Ms. Chappell, who was born in 1969, also contends that this is not a feminist show. “No, it’s a romantic drama and unabashed about that,” she said in a telephone interview from Auckland, New Zealand, where she was visiting her family and had just become an aunt for the first time. But it is unique, she said, that “the leads of the show are five women—and women doing a man’s job, living in a man’s world.”

“Feminist” must be a very bad word in some parts of the world.

Ms. Chappell, unlike her co-star, does not see her world as one of utopian equality. “We are still second-class citizens,” she said, acknowledging pay inequities, among other things. But she sees hope in the success of many women, like Ms. Graeme-Evans, who is “in an incredibly powerful position” as head of drama at the Nine Network, a television outpost best known in its early days for sports coverage and other manly entertainments.

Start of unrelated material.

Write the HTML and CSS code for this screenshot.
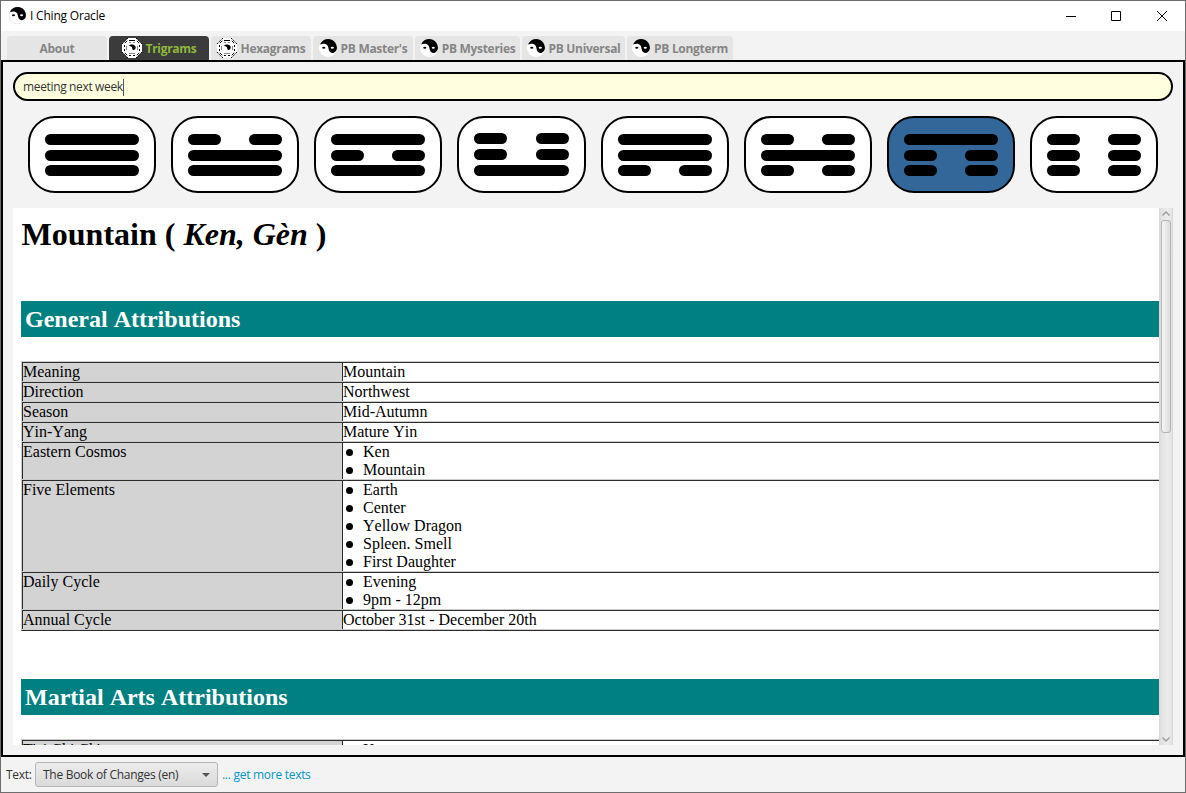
FILE: index.html
```html
<!DOCTYPE html>
<html lang="en">
<head>
<meta charset="utf-8">
<title>I Ching Oracle</title>
<link rel="stylesheet" href="styles.css">
</head>
<body>
<svg class="defs" width="0" height="0">
  <symbol id="yy" viewBox="0 0 18 18">
    <circle cx="9" cy="9" r="9" fill="#fff"/>
    <path d="M1 5.5C4 -1.5 13 -1.5 16.5 4C18.5 7.5 18.5 11 16 13C14 14.8 11 14 10 11.5C9.5 10 9.5 8 8.5 6.5C7 4.3 4 4.2 1 5.5Z" fill="#000"/>
    <ellipse cx="4.8" cy="8.8" rx="1.6" ry="1" fill="#000"/>
    <ellipse cx="13.3" cy="8.8" rx="1.6" ry="1" fill="#fff"/>
  </symbol>
  <symbol id="bagua" viewBox="0 0 20 20">
    <path d="M6 0H14L20 6V14L14 20H6L0 14V6Z" fill="#fff"/>
    <g stroke="#000" stroke-width="1" fill="none">
      <path d="M7 2.5H13M7 17.5H9M11 17.5H13M2.5 7V9M2.5 11V13M17.5 7V9M17.5 11V13"/>
      <path d="M2.8 5.2L5.2 2.8M14.8 2.8L17.2 5.2M2.8 14.8L5.2 17.2M14.8 17.2L17.2 14.8"/>
      <path d="M7 4.5H9M11 4.5H13M7 15.5H13M4.5 8V12M15.5 8V12" stroke="#555" stroke-width=".7"/>
      <path d="M0 6L6 0M14 0L20 6M0 14L6 20M14 20L20 14" stroke-dasharray="2 1.2"/>
    </g>
    <path d="M6.6 8C8 5.6 13.6 5.8 13.7 9.3C13.7 12.3 10.6 12.8 10.3 10.4C9.8 8.6 8.6 7.8 6.6 8Z"/>
  </symbol>
</svg>
<div class="window">
  <header class="titlebar">
    <svg class="app-icon"><use href="#yy"/></svg>
    <span class="app-title">I Ching Oracle</span>
    <svg class="controls" width="102" height="12" viewBox="0 0 102 12"><path d="M0 6.5H10M45.5 1.5H54.5V10.5H45.5ZM91 1L101 11M101 1L91 11" fill="none" stroke="#000"/></svg>
  </header>
  <nav class="tabs">
    <div class="tab"><span>About</span></div>
    <div class="tab active"><svg class="bagua"><use href="#bagua"/></svg><span>Trigrams</span></div>
    <div class="tab"><svg class="bagua"><use href="#bagua"/></svg><span>Hexagrams</span></div>
    <div class="tab"><svg class="yy"><use href="#yy"/></svg><span>PB Master's</span></div>
    <div class="tab mysteries"><svg class="yy"><use href="#yy"/></svg><span>PB Mysteries</span></div>
    <div class="tab universal"><svg class="yy"><use href="#yy"/></svg><span>PB Universal</span></div>
    <div class="tab longterm"><svg class="yy"><use href="#yy"/></svg><span>PB Longterm</span></div>
  </nav>
  <main class="pane">
    <div class="question"><span>meeting next week</span><i class="caret"></i></div>
    <div class="trigrams">
      <div class="trigram"><b></b><b></b><b></b></div>
      <div class="trigram"><b class="yin"></b><b></b><b></b></div>
      <div class="trigram"><b></b><b class="yin"></b><b></b></div>
      <div class="trigram lake"><b class="yin"></b><b class="yin"></b><b></b></div>
      <div class="trigram"><b></b><b></b><b class="yin"></b></div>
      <div class="trigram"><b class="yin"></b><b></b><b class="yin"></b></div>
      <div class="trigram selected"><b></b><b class="yin"></b><b class="yin"></b></div>
      <div class="trigram"><b class="yin"></b><b class="yin"></b><b class="yin"></b></div>
    </div>
    <div class="viewer">
      <article class="doc">
        <h1>Mountain ( <em>Ken, Gèn</em> )</h1>
        <h2>General Attributions</h2>
        <div class="table">
          <div class="row"><div class="key">Meaning</div><div class="val">Mountain</div></div>
          <div class="row"><div class="key">Direction</div><div class="val">Northwest</div></div>
          <div class="row"><div class="key">Season</div><div class="val">Mid-Autumn</div></div>
          <div class="row"><div class="key">Yin-Yang</div><div class="val">Mature Yin</div></div>
          <div class="row"><div class="key">Eastern Cosmos</div><div class="val"><ul><li>Ken</li><li>Mountain</li></ul></div></div>
          <div class="row"><div class="key">Five Elements</div><div class="val"><ul><li>Earth</li><li>Center</li><li>Yellow Dragon</li><li>Spleen. Smell</li><li>First Daughter</li></ul></div></div>
          <div class="row"><div class="key">Daily Cycle</div><div class="val"><ul><li>Evening</li><li>9pm - 12pm</li></ul></div></div>
          <div class="row"><div class="key">Annual Cycle</div><div class="val">October 31st - December 20th</div></div>
        </div>
        <h2 class="second">Martial Arts Attributions</h2>
        <div class="table">
          <div class="row"><div class="key">T'ai Chi Ch'uan</div><div class="val"><ul><li>Kao</li></ul></div></div>
        </div>
      </article>
      <div class="scrollbar">
        <svg width="8" height="5" viewBox="0 0 8 5"><path d="M.5 4.5L4 1L7.5 4.5" fill="none" stroke="#999" stroke-width="1.3"/></svg>
        <div class="thumb"></div>
        <svg class="down" width="8" height="5" viewBox="0 0 8 5"><path d="M.5 .5L4 4L7.5 .5" fill="none" stroke="#999" stroke-width="1.3"/></svg>
      </div>
    </div>
  </main>
  <footer class="footer">
    <span class="label">Text:</span>
    <div class="select"><span>The Book of Changes (en)</span><svg width="8" height="4" viewBox="0 0 8 4"><path d="M0 0H8L4 4Z" fill="#555"/></svg></div>
    <a class="more">... get more texts</a>
  </footer>
</div>
</body>
</html>
```
FILE: styles.css
```css
* { box-sizing: border-box; }
body { margin: 0; font: 12px/16px "Open Sans", "Noto Sans", sans-serif; color: #333; }
.defs { position: absolute; }
.window { width: 1186px; height: 793px; border: 1px solid #6d6d6d; background: #f3f3f3; display: flex; flex-direction: column; overflow: hidden; }
.titlebar { height: 30px; flex: none; background: #fff; display: flex; align-items: center; padding: 0 18px 0 8px; }
.app-icon { width: 17px; height: 17px; margin: 0 4px 2px 0; filter: drop-shadow(0 0 .5px #999); }
.app-title { color: #000; letter-spacing: -.2px; }
.controls { margin-left: auto; margin-right: -1px; }

.tabs { height: 29px; flex: none; display: flex; gap: 2px; padding: 5px 0 0 6px; }
.tab { width: 100px; height: 24px; border-radius: 4px 4px 0 0; background: #e5e5e5; color: #858585; font-weight: 700; letter-spacing: -.3px; display: flex; align-items: center; justify-content: center; gap: 4px; white-space: nowrap; }
.tab span { padding-top: 2px; }
.tab.active { background: #3b3b3b; color: #8fb83c; }
.mysteries { width: 105px; }
.universal { width: 103px; }
.longterm { width: 106px; }
.bagua { width: 20px; height: 20px; flex: none; }
.yy { width: 18px; height: 18px; flex: none; margin-bottom: 1px; }

.pane { height: 697px; flex: none; border: 2px solid #000; padding: 10px; display: flex; flex-direction: column; }
.question { height: 29px; flex: none; border: 2px solid #000; border-radius: 15px; background: #ffffe0; display: flex; align-items: center; padding: 1px 0 0 8px; letter-spacing: -.35px; }
.caret { width: 1px; height: 17px; background: #555; }
.trigrams { display: flex; justify-content: space-between; padding: 15px 15px; height: 107px; flex: none; }
.trigram { width: 128px; height: 77px; border: 2px solid #000; border-radius: 27px; background: #fff; padding: 16px 15px 15px; display: flex; flex-direction: column; justify-content: space-between; }
.trigram b { height: 11px; border-radius: 6px; background: #000; display: block; }
.trigram b.yin { background: none; display: flex; justify-content: space-between; }
.yin::before, .yin::after { content: ""; width: 33px; height: 11px; border-radius: 6px; background: #000; }
.trigram.lake { width: 129px; padding-top: 15px; }
.trigram.selected { background: #336699; }

.viewer { height: 537px; flex: none; display: flex; background: #fff; overflow: hidden; }
.doc { flex: 1; height: 537px; overflow: hidden; padding-left: 8px; font: 16px/18px "Liberation Serif", "Times New Roman", serif; font-kerning: none; color: #000; }
h1 { margin: 8px 0 0 .6px; height: 85px; font-size: 32px; line-height: 36px; }
h2 { margin: 0 0 24px; height: 36px; padding-left: 4px; background: #008080; color: #fff; font-size: 24px; line-height: 37px; }
h2.second { margin-top: 48px; }
.table { border-top: 1px solid #ccc; border-left: 1px solid #ccc; border-bottom: 1px solid #2c2c2c; }
.row { display: flex; border-top: 1px solid #2c2c2c; border-bottom: 1px solid #ccc; }
.key { width: 320px; background: #d3d3d3; border-left: 1px solid #2c2c2c; }
.val { flex: 1; border-left: 1px solid #2c2c2c; min-width: 0; }
ul { margin: 0; padding: 0; list-style: none; }
li { display: flex; align-items: center; height: 18px; padding-left: 3px; }
li::before { content: ""; width: 7px; height: 7px; border-radius: 50%; background: #000; margin: 1px 10px 0 0; }

.scrollbar { width: 14px; background: linear-gradient(90deg, #d5d5d5, #e2e2e2 2px, #ececec 60%, #e6e6e6 12px, #d5d5d5); display: flex; flex-direction: column; align-items: center; padding: 3px 0; }
.thumb { width: 10px; height: 213px; margin-top: 4px; border: 1px solid #b4b4b4; border-radius: 3px; background: linear-gradient(90deg, #f6f6f6, #dcdcdc); }
.down { margin-top: auto; }

.footer { flex: 1; display: flex; align-items: center; padding: 0 0 0 5px; letter-spacing: -.28px; }
.label { width: 26px; }
.select { width: 183px; height: 25px; margin: 0 4px 0 3px; border: 1px solid #b5b5b5; border-radius: 3px; background: linear-gradient(#ececec, #dadada); display: flex; align-items: center; justify-content: space-between; padding: 0 7px; }
.more { color: #0096c9; }
```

Ms. Chappell has also been paying attention to her own career development, which has led to a role as a sexy, streetwise undercover detective on “Stingers,” an Australian crime series. Her personal softer side is alive and well, however. “The Waltons” is still one of her favorite series, she said, and it was the daily close contact with animals during the first season of “McLeod’s Daughters” (she particularly remembers a “naughty little lamb” who wagged its tail like a puppy) that led her to become a vegetarian.